Substitute $2.0\text{A}$ for $I_1$, $1.0\text{A}$ for $I_2$ and $3.0\text{A}$ for $I_3$ in equation (IV).

  $\begin{array}{c}{I}_c=2.0\text{A}-1.0\text{A+3}\text{.0}\text{A}\\ =4.0\text{A}\end{array}$

Substitute $4\pi \times {10}^{-7}\frac{\text{T}\cdot \text{m}}{\text{A}}$ for ${\mu }_0$ and $4.0\text{A}$ for $I$ in equation (I).

  $\begin{array}{c}{\displaystyle \oint B\cdot dl}=\left(4\pi \times {10}^{-7}\frac{\text{T}\cdot \text{m}}{\text{A}}\right)\left(4.0\text{A}\right)\\ \text{=16}\pi \times {10}^{-7}\text{T}\cdot \text{m}\end{array}$

For loop $d$,

Substitute $4\pi \times {10}^{-7}\frac{\text{T}\cdot \text{m}}{\text{A}}$ for ${\mu }_0$ and $0\text{A}$ for $I$ in equation (I).

  $\begin{array}{c}{\displaystyle \oint B\cdot dl}=\left(4\pi \times {10}^{-7}\frac{\text{T}\cdot \text{m}}{\text{A}}\right)\left(0\text{A}\right)\\ \text{=}0\text{T}\cdot \text{m}\end{array}$

For loop $e$,

Substitute $2.0\text{A}$ for $I_1$, $1.0\text{A}$ for $I_2$ and $3.0\text{A}$ for $I_3$ in equation (VI).

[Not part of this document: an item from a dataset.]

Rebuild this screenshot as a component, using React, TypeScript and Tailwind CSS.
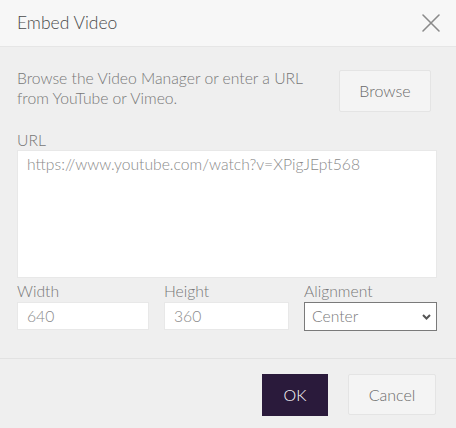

  $\begin{array}{c}{I}_e=2.0\text{A}-1.0\text{A}\\ =1.0\text{A}\end{array}$

Substitute $4\pi \times {10}^{-7}\frac{\text{T}\cdot \text{m}}{\text{A}}$ for ${\mu }_0$ and $1.0\text{A}$ for $I$ in equation (I).

  $\begin{array}{c}{\displaystyle \oint B\cdot dl}=\left(4\pi \times {10}^{-7}\frac{\text{T}\cdot \text{m}}{\text{A}}\right)\left(1.0\text{A}\right)\\ \text{=4}\pi \times {10}^{-7}\text{T}\cdot \text{m}\end{array}$

Thus, the closed line integral around the loop $a$ is $-4\pi \times {10}^{-7}\text{T}\cdot \text{m}$, around the loop $b$ is $20\pi \times {10}^{-7}\text{T}\cdot \text{m}$, around the loop $c$ is $16\pi \times {10}^{-7}\text{T}\cdot \text{m}$ ,around the loop $d$ is $0\text{T}\cdot \text{m}$ and around the loop $e$ is $4\pi \times {10}^{-7}\text{T}\cdot \text{m}$.